Blessed Be in Peace, Love, Light and Harmony.
It serves a purpose. Jan 18, 2006
"Knowing Aslan" is a decent book to accomplish the goal of explaining some key parallels between Aslan (C.S. Lewis's not-so-tame lion from the Chronicles of Narnia) and Jesus. I read the entire book in about twenty minutes, so it's obviously not long, and therefore, cannot be deep. If you want an in-depth analysis of Lewis's allegory, there are other books that spend much more time and intellectual rigor pursuing that end. Williams' approach in "Knowing Aslan" is much simpler and straight-forward.
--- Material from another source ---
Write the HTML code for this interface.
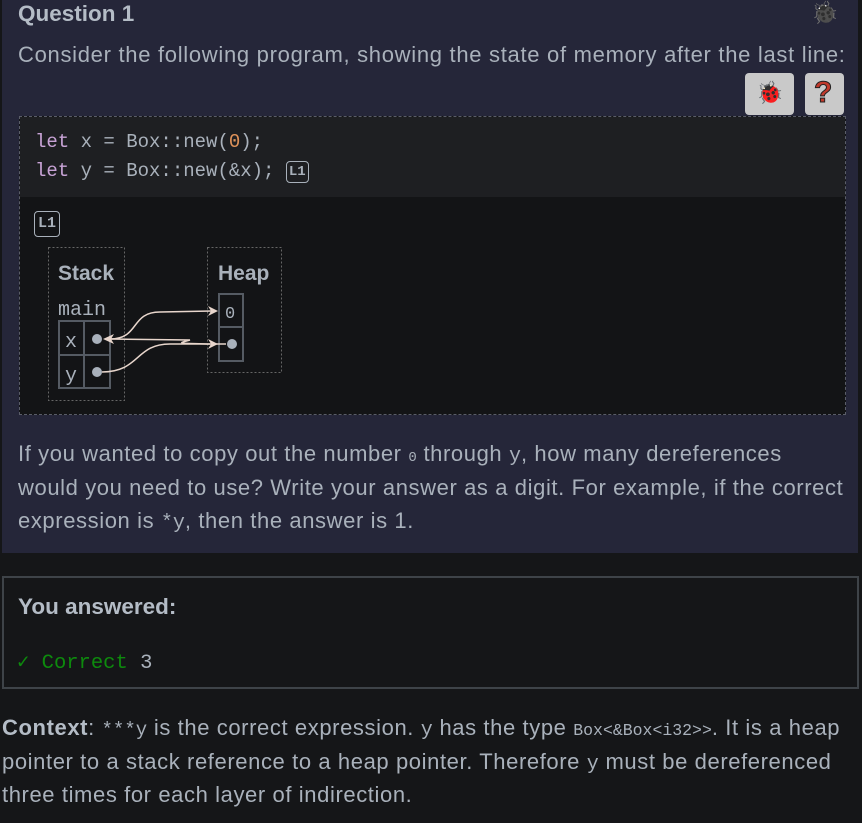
<!DOCTYPE html>
<html><head><style>
*{margin:0;padding:0;box-sizing:border-box}
body{width:862px;height:823px;background:#151618;color:#a9b1bb;font-family:"Liberation Sans",sans-serif;position:relative;overflow:hidden}
.a{position:absolute;white-space:nowrap}
.m{font-family:"Liberation Mono",monospace}
.panel{position:absolute;left:2px;top:0;width:856px;height:553px;background:#252639}
.btn{position:absolute;background:#c9c9c9;border-radius:4px}
.code{position:absolute;left:19px;top:116px;width:827px;height:299px;border:1px dashed #5a5d68;background:#131416}
.codebg{position:absolute;left:0;top:0;width:100%;height:80px;background:#1e1f22}
.t{font-size:22px;letter-spacing:0.6px}
.t div{height:33.5px;line-height:33.5px}
.t .m{letter-spacing:0}
</style></head><body>
<div class="panel"></div>
<div class="a" style="left:18px;top:1px;font-size:22.5px;font-weight:bold;color:#b4bcc6">Question 1</div>
<div class="a" style="left:811px;top:0px;font-size:22px;filter:grayscale(1)">🐞</div>
<div class="a t" style="left:18px;top:38px;letter-spacing:0.7px"><div>Consider the following program, showing the state of memory after the last line:</div></div>
<div class="btn" style="left:745px;top:73px;width:49px;height:42px"></div>
<div class="a" style="left:756px;top:80px;font-size:22px">🐞</div>
<div class="btn" style="left:805px;top:73px;width:39px;height:42px"></div>
<div class="a" style="left:814px;top:76px;font-size:30px;font-weight:bold;color:#c0392b;-webkit-text-stroke:1px #222">?</div>
<div class="code"><div class="codebg"></div></div>
<div class="a m" style="left:35px;top:128px;font-size:19px;letter-spacing:0px;line-height:29px;color:#a9b1bb">
<span style="color:#c8a3d6">let</span> x = Box::new(<span style="color:#e0935a">0</span>);<br>
<span style="color:#c8a3d6">let</span> y = Box::new(&amp;x); <span style="display:inline-block;border:1.5px solid #a9b1bb;border-radius:4px;font-size:14px;font-weight:bold;padding:1px 2px;line-height:18px;vertical-align:1px">L1</span></div>
<div class="a m" style="left:34px;top:211px;border:1.5px solid #a9b1bb;border-radius:4px;font-size:15px;font-weight:bold;padding:3px 3px;line-height:18px">L1</div>
<svg class="a" style="left:0;top:0" width="862" height="430">
<rect x="48.5" y="247.5" width="76" height="153" fill="none" stroke="#666" stroke-dasharray="2,2"/>
<rect x="207.5" y="247.5" width="74" height="125" fill="none" stroke="#666" stroke-dasharray="2,2"/>
<rect x="59" y="321" width="51" height="67" fill="none" stroke="#555b63" stroke-width="2"/>
<line x1="84" y1="321" x2="84" y2="388" stroke="#555b63" stroke-width="2"/>
<line x1="59" y1="355" x2="110" y2="355" stroke="#555b63" stroke-width="2"/>
<rect x="219" y="294" width="24" height="67" fill="none" stroke="#555b63" stroke-width="2"/>
<line x1="219" y1="327" x2="243" y2="327" stroke="#555b63" stroke-width="2"/>
<circle cx="97" cy="339" r="5" fill="#a9b1bb"/>
<circle cx="97" cy="372" r="5" fill="#a9b1bb"/>
<circle cx="232" cy="344" r="5" fill="#a9b1bb"/>
<g fill="none" stroke="#e8d6cc" stroke-width="1.5">
<path d="M110 339 C140 339,130 312,160 312 L212 311"/>
<path d="M110 339 L190 340 C175 344,180 343,210 344 L226 344"/>
<path d="M102 372 C140 372,135 344,170 344 L210 344"/>
</g>
<path d="M218 311 L208 306 L211 311 L208 316Z" fill="#e8d6cc"/>
<path d="M218 344 L208 339 L211 344 L208 349Z" fill="#e8d6cc"/>
<path d="M103 339 L114 334 L111 339 L114 344Z" fill="#e8d6cc"/>
<text x="58" y="280" font-family="Liberation Sans" font-weight="bold" font-size="21" fill="#a9b1bb">Stack</text>
<text x="218" y="280" font-family="Liberation Sans" font-weight="bold" font-size="21" fill="#a9b1bb">Heap</text>
<text x="58" y="315" font-family="Liberation Mono" font-size="20" fill="#a9b1bb">main</text>
<text x="65" y="347" font-family="Liberation Mono" font-size="20" fill="#a9b1bb">x</text>
<text x="65" y="381" font-family="Liberation Mono" font-size="20" fill="#a9b1bb">y</text>
<text x="225" y="318" font-family="Liberation Mono" font-size="17" fill="#a9b1bb">0</text>
</svg>
<div class="a t" style="left:18px;top:437px">
<div>If you wanted to copy out the number <span class="m" style="font-size:14px">0</span> through <span class="m" style="font-size:20px">y</span>, how many dereferences</div>
<div>would you need to use? Write your answer as a digit. For example, if the correct</div>
<div>expression is <span class="m" style="font-size:20px">*y</span>, then the answer is 1.</div></div>
<div class="a" style="left:2px;top:576px;width:857px;height:113px;border:2px solid #3e4348"></div>
<div class="a" style="left:18px;top:594px;font-size:22.5px;font-weight:bold;color:#b4bcc6">You answered:</div>
<div class="a m" style="left:17px;top:649px;font-size:20.5px"><span style="color:#0d8a0d">✓ Correct</span> 3</div>
<div class="a t" style="left:2px;top:711px">
<div><b style="color:#b4bcc6">Context</b>: <span class="m" style="font-size:19px">***y</span> is the correct expression. <span class="m" style="font-size:20px">y</span> has the type <span class="m" style="font-size:16.5px">Box&lt;&amp;Box&lt;i32&gt;&gt;</span>. It is a heap</div>
<div>pointer to a stack reference to a heap pointer. Therefore <span class="m" style="font-size:20px">y</span> must be dereferenced</div>
<div>three times for each layer of indirection.</div></div>
</body></html>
He explicates a few points about Aslan as a Christ-figure, and then explains in very clear terms how someone can come to know Aslan (i.e. come to faith in Jesus Christ). This book is probably most appropriate for mature children and thoughtful teens, as well as adults who don't feel the need to make everything in life overly complex but who want to understand some important spiritual elements in the powerful storytelling of C.S. Lewis. I didn't find it to be especially engaging, but it can definitely serve an important purpose.